I was more or less right on these – the flats are 2 bedroomed with a bunkbed in each, along with a living area, bathroom and small kitchen. No oven, just a hob – but there are ovens in the lounge areas on each floor. In the bedrooms, you have a set of drawers (3 drawers for each resident) and a chunk of coat rail to share.
All in all, it’s not a bad setup. It’s more storage than I expected (though gutted there’s no real option or space for a desk), and there’s only one roommate (in the room I share) which means I’ve got the top bunk, which I can live with.
Unfortunately, our roommate is new too, and that has resulted in something we didn’t prep for. The flats kitchen does not come equipped with anything standard. What’s left is what the previous roommates left behind. And our flat’s previous owners were frugal. There’s no pots, very little cooking utensils (although plenty of cutlery) and not many mugs or cups. We’re going to have to hunt down more by the looks of things.
The bedding is also a little terrifying – the mattress is more like a slab of foam. I can tell just by looking at it that I’m going to be in agony if I try to sleep on it, so getting a mattress topper suddenly jumps to the top of my to do list. Bedding seems fine, just very thin, so need to see about a comforter too.
Once we’ve dumped our bags, a girl from WHC who left last week shows up and offers to escort us to where we need to go for our staff cards. We need to head to The Cabin which is only five minutes away from these buildings, and sort of on my way for when I head to the chair lift. Only takes about ten minutes to get processed (basically give them ID, bank details, work visa, SIN number and criminal record check and they give you a temporary card for the weekend), and then we’re reversing and heading down something charmingly named ‘Staff Hill’ for uniforms.

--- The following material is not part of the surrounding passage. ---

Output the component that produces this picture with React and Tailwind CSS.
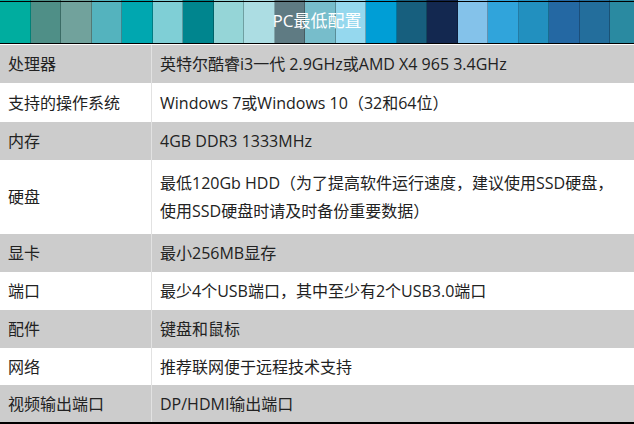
import React from 'react'

const stripes = [
  '#00ad9f', '#4f8f87', '#71a29c', '#54b3be', '#00a7b0', '#7fcfd6', '#00858e',
  '#95d5d7', '#acdde3', '#5f7b83', '#77bdcb', '#95d8ee', '#009ed6', '#175f7e',
  '#132850', '#84c2ea', '#30a4db', '#2290bf', '#2468a3', '#236e9c', '#2a8aa1',
]

const rows = [
  { k: '处理器', v: ['英特尔酷睿i3一代 2.9GHz或AMD X4 965 3.4GHz'], h: 'h-[38px]' },
  { k: '支持的操作系统', v: ['Windows 7或Windows 10（32和64位）'], h: 'h-[39px]' },
  { k: '内存', v: ['4GB DDR3 1333MHz'], h: 'h-[38px]' },
  {
    k: '硬盘',
    v: ['最低120Gb HDD（为了提高软件运行速度，建议使用SSD硬盘，', '使用SSD硬盘时请及时备份重要数据）'],
    h: 'h-[74px]',
  },
  { k: '显卡', v: ['最小256MB显存'], h: 'h-[38px]' },
  { k: '端口', v: ['最少4个USB端口，其中至少有2个USB3.0端口'], h: 'h-[38px]' },
  { k: '配件', v: ['键盘和鼠标'], h: 'h-[38px]' },
  { k: '网络', v: ['推荐联网便于远程技术支持'], h: 'h-[37px]' },
  { k: '视频输出端口', v: ['DP/HDMI输出端口'], h: 'h-[37px]' },
]

export default function App() {
  return (
    <div
      className="w-[634px] h-[424px] bg-white overflow-hidden text-[16px] text-[#222]"
      style={{ fontFamily: '"Open Sans", "Noto Sans CJK SC", sans-serif' }}
    >
      {/* colour band header */}
      <div className="relative h-[45px] border-b border-white">
        <div className="flex h-full overflow-hidden">
          {stripes.map((c, i) => (
            <div
              key={i}
              className="w-[30.5px] shrink-0 h-full border-r border-black/25"
              style={{ backgroundColor: c }}
            />
          ))}
        </div>
        <div className="absolute left-0 right-0 top-[1px] h-[1px] bg-black" />
        <div className="absolute left-0 right-0 bottom-0 h-[1px] bg-black" />
        <div className="absolute inset-0 flex items-center justify-center pb-[2px] text-white text-[17px]">
          PC最低配置
        </div>
      </div>

      <div className="border-b-2 border-black">
        {rows.map((r, i) => (
          <div
            key={r.k}
            className={`grid grid-cols-[152px_1fr] ${r.h} ${i % 2 === 0 ? 'bg-[#cccccc]' : 'bg-white'}`}
          >
            <div className="flex items-center pl-[8px] border-r border-[#e2e2e2]">{r.k}</div>
            <div className="flex flex-col justify-center pl-[8px] leading-[28px]">
              {r.v.map((line) => (
                <div key={line}>{line}</div>
              ))}
            </div>
          </div>
        ))}
      </div>
    </div>
  )
}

This is the hill people working in town or at the Roundhouse have to walk up and down each day. It’s ridiculously steep since the accommodation is about 400 metres about the village, and an absolute nightmare to hike up afterwards.
The village itself is a little like Vancouver – it’s separated into separate villages, although I’m not sure if there’s a pattern to the design. The main area is obviously home to the chairlift and gondola, along with the end of the mountain bike trail. The second half is home to the cinema and a lot of restaurants and shops, and leads into Olympic Village, which hosts the silver rings and a children’s playground.
Our stop is in the first village, and I’m grateful for the guide because I’d never have found it on my own. It’s tucked into a corner, hidden behind a bike shop. As it turns out, I didn’t need to come anyway, because my job is classed as Back of House, and they only have uniforms for Front of House when it comes to the Rendezvous. I’ll get my uniform at work, or so they say. I’ll clarify at training next week.
I separate from everyone then to get my card issue sorted at CIBC (in Olympic Village), and then just wander around to see Whistler in its summer glory. First thing that strikes me is the prices – even a simple slice of pizza is a good 1-2 dollars more than I was paying in Vancouver. Even food in the shops is pricy. Really looking forward to getting one free meal a day at work – it’s probably the main reason I’ll survive.
I head back up to the room after that – and boy if I have to go up and down this sucker at least once a day I’ll definitely get fit pretty quickly. It’s also a great deterrent for buying sugar or chocolate. If you have to walk down Staff Hill to get it, by the time you’ve walked back up, you’ll have earned it.